Evening Brief – 07.27.23
The Securities and Exchange Commission revealed new guidelines to address what it calls “risks to investors” posed by conflicts of interest linked with the use of predictive data analytics by broker-dealers and investment advisors, including artificial intelligence and machine learning.
Firms would have to review their use of “covered technology”, which the SEC defines as “a firm’s use of analytical, technological, or computational functions, algorithms, models, correlation matrices, or similar methods or processes.”
The proposed guidelines also require businesses to create risk management tools adapted to their specific technologies. In addition, they must keep detailed records of regulations and adopt written policies to assure compliance with the new standards.
“Today’s predictive data analytics models provide an increasing ability to make predictions about each of us as individuals. This raises possibilities that conflicts may arise to the extent that advisors or brokers are optimizing to place their interests ahead of their investors’ interests,” said SEC chair Gary Gensler.
To address these risks, the regulator is proposing rules that “[build] off existing legal standards” to require firms to determine whether their use of technologies in investor interactions involves a conflict of interest.

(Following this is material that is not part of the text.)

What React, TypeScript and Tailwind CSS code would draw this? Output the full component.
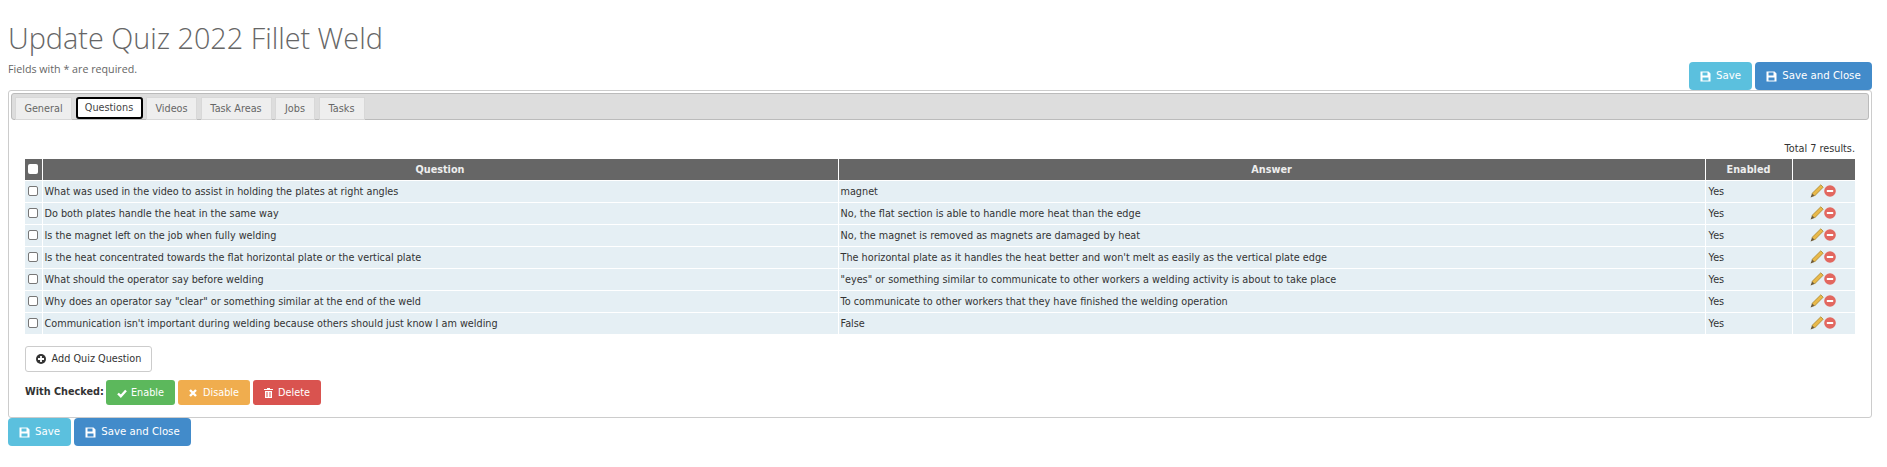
import React from "react";

const rows = [
  ["What was used in the video to assist in holding the plates at right angles", "magnet"],
  ["Do both plates handle the heat in the same way", "No, the flat section is able to handle more heat than the edge"],
  ["Is the magnet left on the job when fully welding", "No, the magnet is removed as magnets are damaged by heat"],
  ["Is the heat concentrated towards the flat horizontal plate or the vertical plate", "The horizontal plate as it handles the heat better and won't melt as easily as the vertical plate edge"],
  ["What should the operator say before welding", "\"eyes\" or something similar to communicate to other workers a welding activity is about to take place"],
  ["Why does an operator say \"clear\" or something similar at the end of the weld", "To communicate to other workers that they have finished the welding operation"],
  ["Communication isn't important during welding because others should just know I am welding", "False"],
];

const tabs = [["General", "w-[57px]"], ["Questions", "w-[67px]"], ["Videos", "w-[51px]"], ["Task Areas", "w-[71px]"], ["Jobs", "w-[40px]"], ["Tasks", "w-[46px]"]];

function Pencil() {
  return (
    <svg width="14" height="14" viewBox="0 0 14 14">
      <path d="M10.8 0.8 L13.2 3.2 L4.5 12 L2 9.5 Z" fill="#e9b949" stroke="#a9862f" strokeWidth="0.8" />
      <path d="M2 9.5 L4.5 12 L0.6 13.4 Z" fill="#6b5733" />
    </svg>
  );
}

function Minus() {
  return (
    <svg width="12" height="12" viewBox="0 0 12 12">
      <circle cx="6" cy="6" r="5.8" fill="#e2675f" />
      <rect x="2.8" y="5" width="6.4" height="2" rx="0.5" fill="#fff" />
    </svg>
  );
}

function Floppy() {
  return (
    <svg width="11" height="11" viewBox="0 0 11 11">
      <path fillRule="evenodd" fill="currentColor" d="M0.5 0.5 H8.5 L10.5 2.5 V10.5 H0.5 Z M2.5 1.5 V4.5 H7.5 V1.5 Z M2.5 6.5 V9.5 H8.5 V6.5 Z" />
    </svg>
  );
}

function SaveButtons() {
  return (
    <div className="flex gap-[3px] text-[10.2px] text-white">
      <button className="flex h-[28px] w-[63px] items-center justify-center gap-[5px] rounded-[4px] bg-[#5bc0de]">
        <Floppy />Save
      </button>
      <button className="flex h-[28px] w-[117px] items-center justify-center gap-[5px] rounded-[4px] bg-[#428bca]">
        <Floppy />Save and Close
      </button>
    </div>
  );
}

export default function App() {
  return (
    <div className="h-[467px] bg-white pl-[8px] pr-[15px] text-[#333] font-['Verdana','DejaVu_Sans',sans-serif] text-[9.7px]">
      <h1 className="pt-[19px] font-['Open_Sans',sans-serif] text-[28.8px] font-light leading-[38px] text-[#666]">Update Quiz 2022 Fillet Weld</h1>
      <div className="flex h-[33px] items-start justify-between">
        <p className="pt-[5px] text-[10.7px] leading-[14px] text-[#666] font-['Open_Sans',sans-serif]">Fields with * are required.</p>
        <div className="pt-[5px]"><SaveButtons /></div>
      </div>
      <div className="h-[328px] rounded-[3px] border border-[#ccc] px-[2px] pt-[2px]">
        <div className="flex h-[27px] gap-[3.5px] rounded-[3px] border border-[#bbb] bg-[#ddd] pl-[3px] pt-[3px]">
          {tabs.map(([t, w], i) => (
            <div key={t} className={i === 1
              ? `${w} flex h-[22px] items-center justify-center rounded-[3px] border-2 border-black bg-white pt-[1px] text-[#444]`
              : `${w} flex h-[23px] items-center justify-center border border-[#d8d8d8] bg-[#eee] pt-[1px] text-[#666]`}>{t}</div>
          ))}
        </div>
        <div className="px-[14px]">
          <div className="h-[39px] pt-[22px] text-right leading-[13px]">Total 7 results.</div>
          <table className="w-full table-fixed border-collapse">
            <colgroup>
              <col className="w-[17px]" />
              <col className="w-[796px]" />
              <col className="w-[867px]" />
              <col className="w-[87px]" />
              <col />
            </colgroup>
            <thead>
              <tr className="h-[21px] bg-[#666] text-white">
                <th className="border-r border-white"><input type="checkbox" className="block mx-auto h-[10px] w-[10px] appearance-none rounded-[2px] bg-white" /></th>
                <th className="border-r border-white pt-[2px] font-bold text-[#eee]">Question</th>
                <th className="border-r border-white pt-[2px] font-bold text-[#eee]">Answer</th>
                <th className="border-r border-white pt-[2px] font-bold text-[#eee]">Enabled</th>
                <th></th>
              </tr>
            </thead>
            <tbody>
              {rows.map(([q, a]) => (
                <tr key={q} className="h-[22px] border-t border-white bg-[#e5eff4]">
                  <td className="border-r border-white"><div className="mx-auto h-[10px] w-[10px] rounded-[2px] border border-[#777] bg-white" /></td>
                  <td className="border-r border-white pl-[2px] pt-[2px] whitespace-nowrap">{q}</td>
                  <td className="border-r border-white pl-[2px] pt-[2px] whitespace-nowrap">{a}</td>
                  <td className="border-r border-white pl-[3px] pt-[2px]">Yes</td>
                  <td><div className="flex items-center justify-center pr-[2px]"><Pencil /><Minus /></div></td>
                </tr>
              ))}
            </tbody>
          </table>
          <button className="mt-[12px] flex h-[26px] w-[127px] items-center justify-center gap-[6px] rounded-[3px] border border-[#ccc] bg-white text-[#333]">
            <svg width="10" height="10" viewBox="0 0 10 10"><circle cx="5" cy="5" r="5" fill="#333" /><path d="M2 5H8M5 2V8" stroke="#fff" strokeWidth="1.8" /></svg>
            Add Quiz Question
          </button>
          <div className="mt-[8px] flex items-center gap-[3px] text-white">
            <b className="mr-[1px] w-[77px] whitespace-nowrap text-[#333]">With Checked:</b>
            <button className="flex h-[25px] w-[69px] items-center justify-center gap-[4px] rounded-[3px] bg-[#5cb85c] pt-[1px]">
              <svg width="10" height="9" viewBox="0 0 10 9"><path d="M1 4.5L3.8 7.2L9 1.5" fill="none" stroke="currentColor" strokeWidth="2.4" /></svg>Enable
            </button>
            <button className="flex h-[25px] w-[72px] items-center justify-center gap-[6px] rounded-[3px] bg-[#f0ad4e] pt-[1px]">
              <svg width="8" height="8" viewBox="0 0 8 8"><path d="M1 1L7 7M7 1L1 7" fill="none" stroke="currentColor" strokeWidth="2.4" /></svg>Disable
            </button>
            <button className="flex h-[25px] w-[68px] items-center justify-center gap-[5px] rounded-[3px] bg-[#d9534f] pt-[1px]">
              <svg width="9" height="10" viewBox="0 0 9 10"><path fill="currentColor" fillRule="evenodd" d="M3 0H6V1H9V2H0V1H3Z M1 3H8V10H1Z M2.5 4V9H3.5V4Z M5.5 4V9H6.5V4Z" /></svg>Delete
            </button>
          </div>
        </div>
      </div>
      <div><SaveButtons /></div>
    </div>
  );
}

The planned revisions are in part a reaction to the 2021 meme stocks hype, which gained traction among investors through social media platforms such as Reddit. Brokers and robo-advisors, according to officials, “used AI and game-like features to drive user behavior.”
Along with the conflict-of-interest proposal, the SEC has also proposed amendments to modernize the regulations for investment advisors offering services exclusively online. As per the proposed changes, regulated parties using the Internet advisor registration rule must maintain an operational interactive website and provide ongoing digital advisory services to multiple clients.
The proposals will be out for comment for 60 days before the five-member SEC panel votes on the reforms.